* PROBLEM DESCRIPTION
Wherever the word "this" turns up in a line of the entries, copy that line.

* INPUT
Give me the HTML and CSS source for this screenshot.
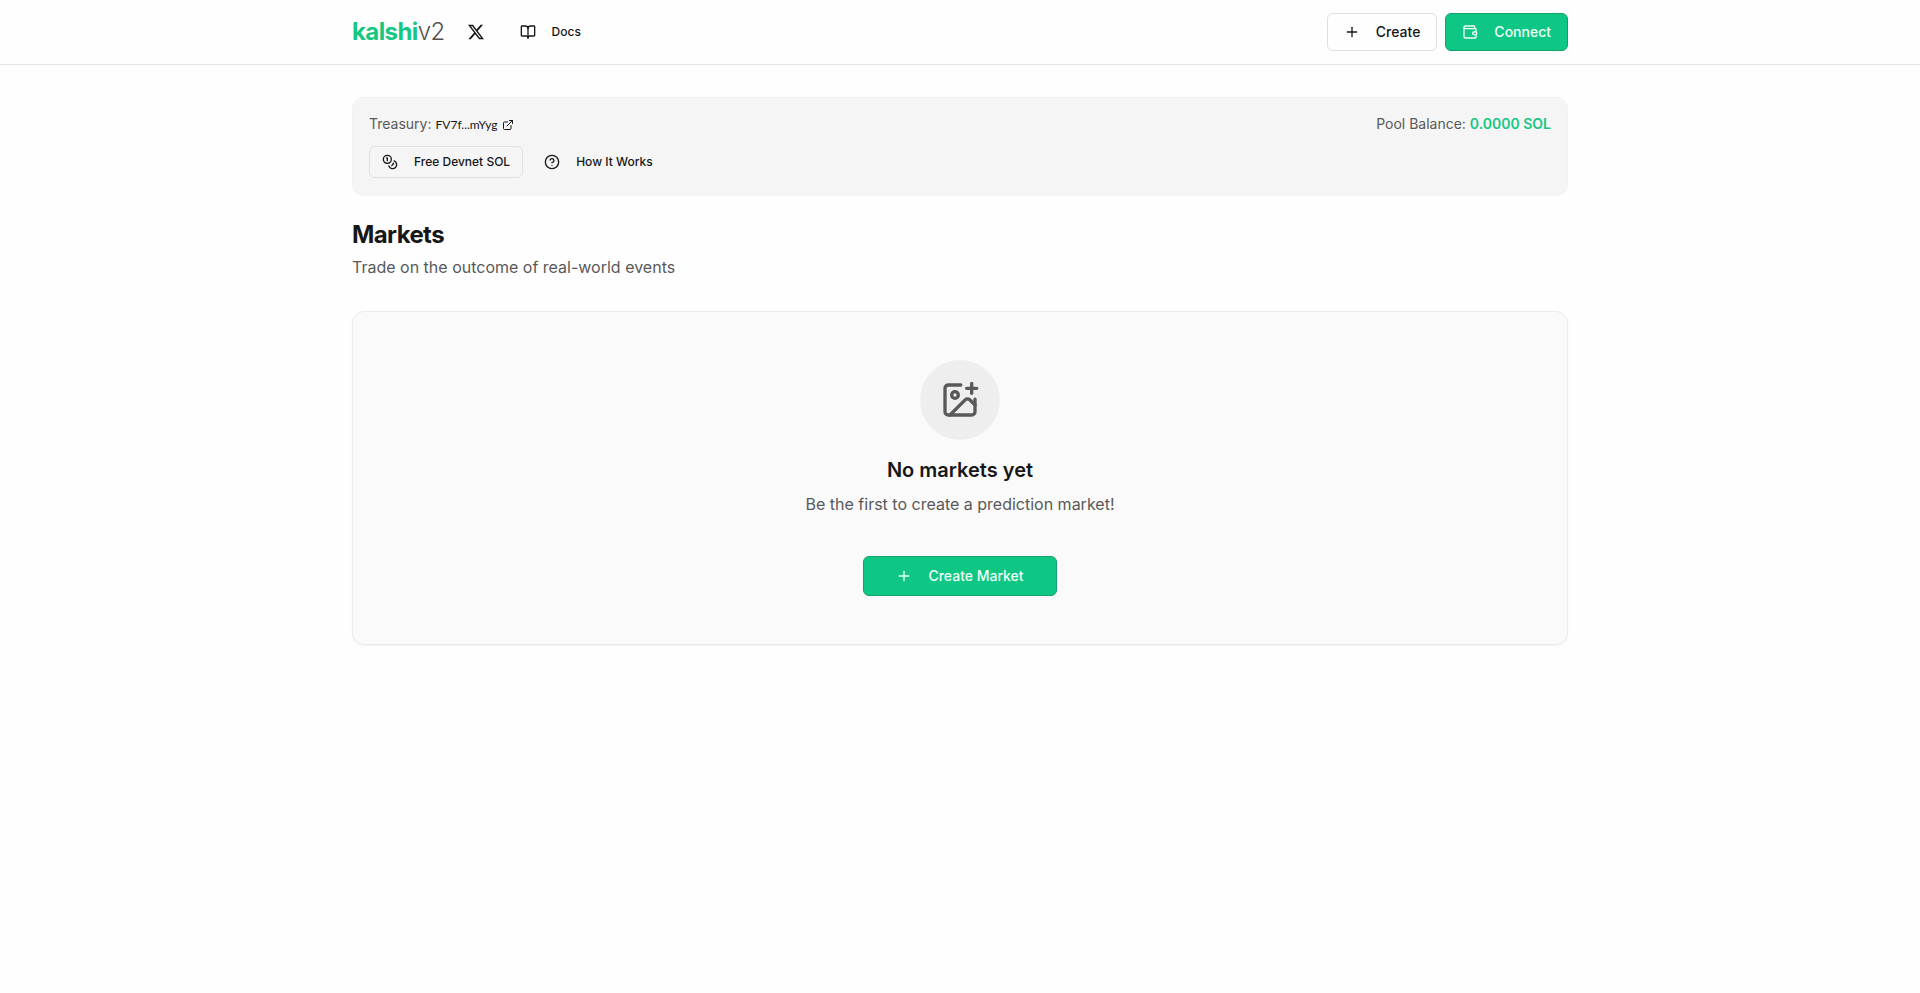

---

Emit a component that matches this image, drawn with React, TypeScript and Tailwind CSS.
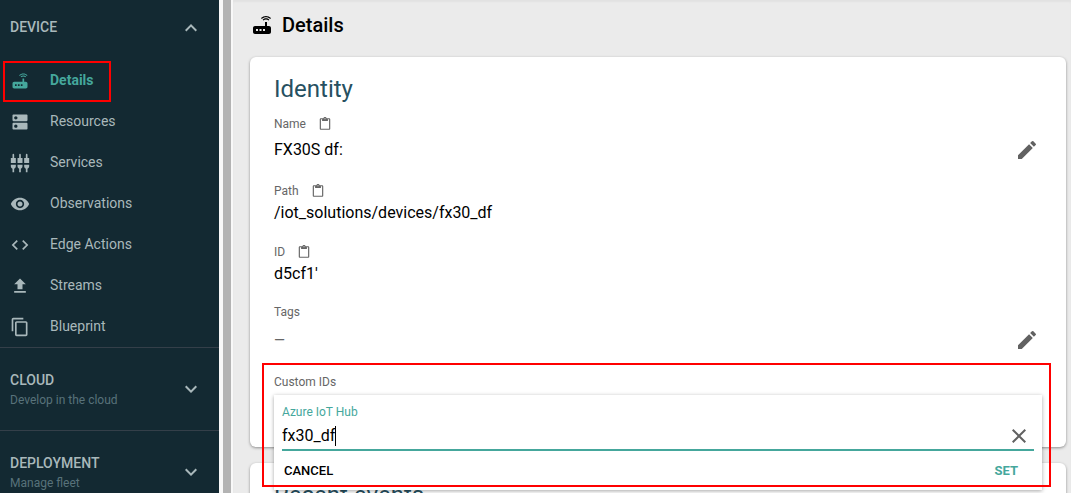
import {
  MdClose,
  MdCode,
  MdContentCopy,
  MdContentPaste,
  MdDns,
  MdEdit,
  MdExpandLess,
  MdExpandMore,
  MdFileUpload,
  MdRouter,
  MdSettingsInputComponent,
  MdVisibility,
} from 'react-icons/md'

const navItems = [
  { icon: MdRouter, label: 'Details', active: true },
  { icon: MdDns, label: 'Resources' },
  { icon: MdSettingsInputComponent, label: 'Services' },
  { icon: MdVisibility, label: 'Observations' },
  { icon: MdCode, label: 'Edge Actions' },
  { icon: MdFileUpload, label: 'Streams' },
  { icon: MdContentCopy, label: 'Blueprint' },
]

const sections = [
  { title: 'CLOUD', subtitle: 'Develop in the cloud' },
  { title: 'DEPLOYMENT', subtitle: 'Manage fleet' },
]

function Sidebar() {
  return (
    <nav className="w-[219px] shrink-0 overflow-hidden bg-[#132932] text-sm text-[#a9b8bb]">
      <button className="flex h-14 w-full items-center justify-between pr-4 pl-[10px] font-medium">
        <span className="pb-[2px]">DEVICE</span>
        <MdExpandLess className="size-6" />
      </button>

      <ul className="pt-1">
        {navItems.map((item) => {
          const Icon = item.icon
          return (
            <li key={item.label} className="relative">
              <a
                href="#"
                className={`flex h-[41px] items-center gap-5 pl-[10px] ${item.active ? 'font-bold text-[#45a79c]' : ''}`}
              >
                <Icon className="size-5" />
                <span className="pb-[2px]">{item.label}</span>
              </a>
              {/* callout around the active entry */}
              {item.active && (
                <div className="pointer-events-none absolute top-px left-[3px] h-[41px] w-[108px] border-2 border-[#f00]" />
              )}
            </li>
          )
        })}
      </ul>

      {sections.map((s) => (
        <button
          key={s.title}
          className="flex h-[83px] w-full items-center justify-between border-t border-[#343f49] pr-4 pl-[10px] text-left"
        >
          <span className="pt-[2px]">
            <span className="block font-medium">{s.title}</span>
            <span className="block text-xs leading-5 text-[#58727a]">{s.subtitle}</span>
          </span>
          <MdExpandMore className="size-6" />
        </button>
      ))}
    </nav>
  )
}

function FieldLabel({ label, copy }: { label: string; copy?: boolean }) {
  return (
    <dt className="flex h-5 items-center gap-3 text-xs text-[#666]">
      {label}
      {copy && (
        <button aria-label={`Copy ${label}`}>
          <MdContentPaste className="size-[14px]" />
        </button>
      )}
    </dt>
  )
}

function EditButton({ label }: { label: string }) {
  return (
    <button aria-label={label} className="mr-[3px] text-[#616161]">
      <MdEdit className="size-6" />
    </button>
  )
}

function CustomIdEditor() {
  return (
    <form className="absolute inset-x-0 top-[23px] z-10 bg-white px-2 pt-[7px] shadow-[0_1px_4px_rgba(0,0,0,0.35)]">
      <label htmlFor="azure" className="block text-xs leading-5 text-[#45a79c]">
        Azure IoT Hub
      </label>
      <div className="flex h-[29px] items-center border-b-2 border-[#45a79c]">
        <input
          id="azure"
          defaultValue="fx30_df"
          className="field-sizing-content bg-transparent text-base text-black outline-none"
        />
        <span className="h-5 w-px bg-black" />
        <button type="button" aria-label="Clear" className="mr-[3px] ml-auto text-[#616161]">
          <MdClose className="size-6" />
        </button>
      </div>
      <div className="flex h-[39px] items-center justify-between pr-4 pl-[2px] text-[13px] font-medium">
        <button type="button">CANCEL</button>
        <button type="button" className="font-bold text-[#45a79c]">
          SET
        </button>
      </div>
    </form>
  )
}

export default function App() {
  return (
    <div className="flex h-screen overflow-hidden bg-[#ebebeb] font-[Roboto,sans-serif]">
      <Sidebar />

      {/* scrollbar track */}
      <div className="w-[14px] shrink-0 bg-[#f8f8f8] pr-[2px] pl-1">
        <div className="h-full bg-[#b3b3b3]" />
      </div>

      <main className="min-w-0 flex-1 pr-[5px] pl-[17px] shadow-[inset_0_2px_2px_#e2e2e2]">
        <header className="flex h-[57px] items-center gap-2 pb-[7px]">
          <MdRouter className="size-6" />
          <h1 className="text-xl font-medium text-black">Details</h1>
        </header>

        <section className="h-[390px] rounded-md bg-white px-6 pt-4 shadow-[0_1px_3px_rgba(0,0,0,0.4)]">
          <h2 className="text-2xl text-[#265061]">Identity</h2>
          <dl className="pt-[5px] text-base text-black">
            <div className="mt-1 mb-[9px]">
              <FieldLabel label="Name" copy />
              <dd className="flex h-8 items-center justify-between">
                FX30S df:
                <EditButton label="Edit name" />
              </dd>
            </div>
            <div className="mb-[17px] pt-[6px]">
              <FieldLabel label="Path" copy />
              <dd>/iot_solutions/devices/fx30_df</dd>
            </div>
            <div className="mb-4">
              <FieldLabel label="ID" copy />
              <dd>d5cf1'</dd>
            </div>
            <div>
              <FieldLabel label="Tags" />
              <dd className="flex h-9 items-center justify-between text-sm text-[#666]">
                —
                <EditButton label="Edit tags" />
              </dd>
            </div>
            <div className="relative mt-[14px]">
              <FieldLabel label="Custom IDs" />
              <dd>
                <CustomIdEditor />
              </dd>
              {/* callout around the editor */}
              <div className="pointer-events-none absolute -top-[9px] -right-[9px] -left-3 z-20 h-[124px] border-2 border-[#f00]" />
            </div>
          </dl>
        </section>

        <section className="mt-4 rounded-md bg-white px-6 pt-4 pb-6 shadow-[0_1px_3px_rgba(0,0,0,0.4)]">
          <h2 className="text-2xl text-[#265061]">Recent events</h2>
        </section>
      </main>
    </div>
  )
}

* THE RESPONSE
Give me the HTML and CSS source for this screenshot.
Emit a component that matches this image, drawn with React, TypeScript and Tailwind CSS.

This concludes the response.